#70 Negotiate SSL

UNIX (32)

Currently, as I understand the use of SSL with Radmind, SSL must be enabled at the server level and the clients must be set up or scripted to use it.

I'd like to see SSL support move to something more like the gzip feature that was added. I'd like to set the server up to accept SSL, perhaps with a minimum and/or maximum level of authorization.

Then, I'd like the clients to be able to negotiate with the server to either use or not use SSL based on what the server expects.

For example, with gzip compression, I can set -Z6 on the Radmind server process. Clients can then use anything up to and including -Z6 with ktcheck and lapply, but they aren't required to use it at all.

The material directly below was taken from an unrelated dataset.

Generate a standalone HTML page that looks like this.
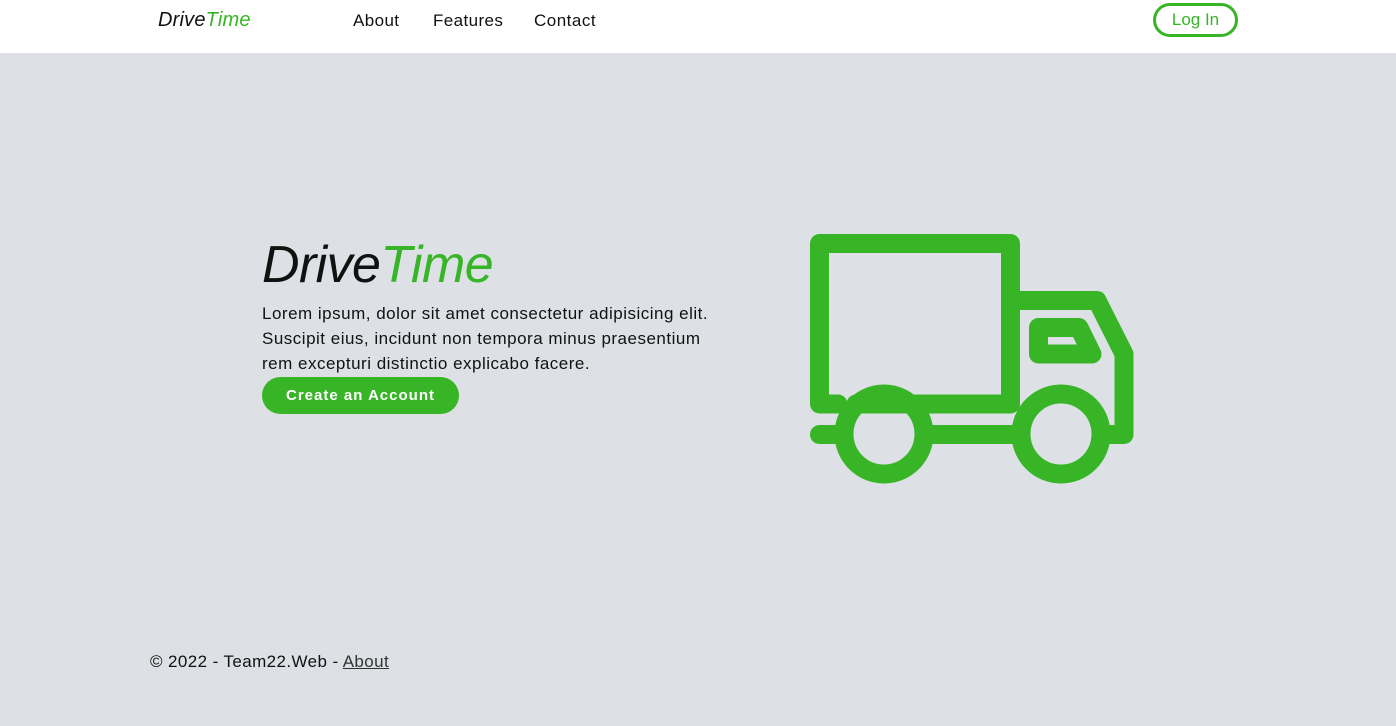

I'd like to have a similar setup for SSL. If server is configured to use SSL, possibly with no minimum level but a maximum of -w2, then the client should be able to use or not SSL over the same port defined for that server. For SSL, it might also make sense to set a minimum level for a server.


  • Patrick McNeal

    Patrick McNeal - 2008-07-07

    Logged In: YES
    Originator: NO

    Sounds reasonable. As you said, you'd have to set a minimum level so admins could force the use of certificates.

    Current New
    none or -z=0 none or -z=0 or -zmin=0 -zmax=0
    -z1 -z1 or -zmin=1 -zmax=1
    -z2 -z2 or -zmin=2 -zmax=2

    New options:
    -zmin=1 : require server cert, optionally accept client cert
    -zmax=1 : optional accept server cert
    -zmin=2 : require server cert, require client cert
    -zmax=2 : optional accept client
    -zmin=1 -zmax=2 : require server cert, optionally accept client cert

    Note: when a client cert is required, I'd venture to say that the server cert would also be required.

    Would something like that work?

  • Patrick McNeal

    Patrick McNeal - 2008-07-07
    • labels: --> UNIX
  • Jaharmi

    Jaharmi - 2008-07-08

    Logged In: YES
    Originator: YES

    My immediate reaction is that it is a lot of options but that's to be expected when setting both a minimum and maximum.

    What about having -w continue to set a floor, but allow negotiation to allow higher levels if they are present? This would make it more like -Z, although they would be opposites (which is perhaps called for by their function).

    I think using -z is confusing since it's already used on the radmind server executable (to select the server's private certificate) as well as being very similar to -Z for gzip.

    If "wmin" and "wmax" were to be used, I'd be happy with having them be double-dash word options, if that's acceptable for Radmind style. Then there would have to be rules about whether they override -w if they are all set on the same command line.

    I'd also like to see the client not need to have -w or -wmin or -wmax set at all, and just have some core code that negotiates based on the server's options. This is basically what I have my client scripts doing; they detect that there are certificates available in the default locations on the local system, and attempt to use either -w2 or -w1 depending on whether they find both client and server or just the server cert. If this behavior could be brought into the tools, it would simplify the client scripting significantly and put more of the logic into the tools (rather than scripts) on both the client and server.

    Something like this:

    Option Server behavior Client behavior
    ------ --------------- ---------------
    -w0 Server allows -w0/1/2 Client connects based on certs, -w2 first
    -w1 Server allows -w1/2 Client connects based on certs, -w2 first
    -w2 Server allows -w2 Client connects based on certs, -w2 first
    --wminX Server allows -wX min Client connects based on certs, -wX min
    --wmaxY Server allows -wY max Client connects based on certs, -wY max

    However, I don't necessarily think that the client tools should even have the options anymore. They may be useful for testing/verification purposes, but overall I think the client should just negotiate the "best" authorization type allowed by the server (and its administrator).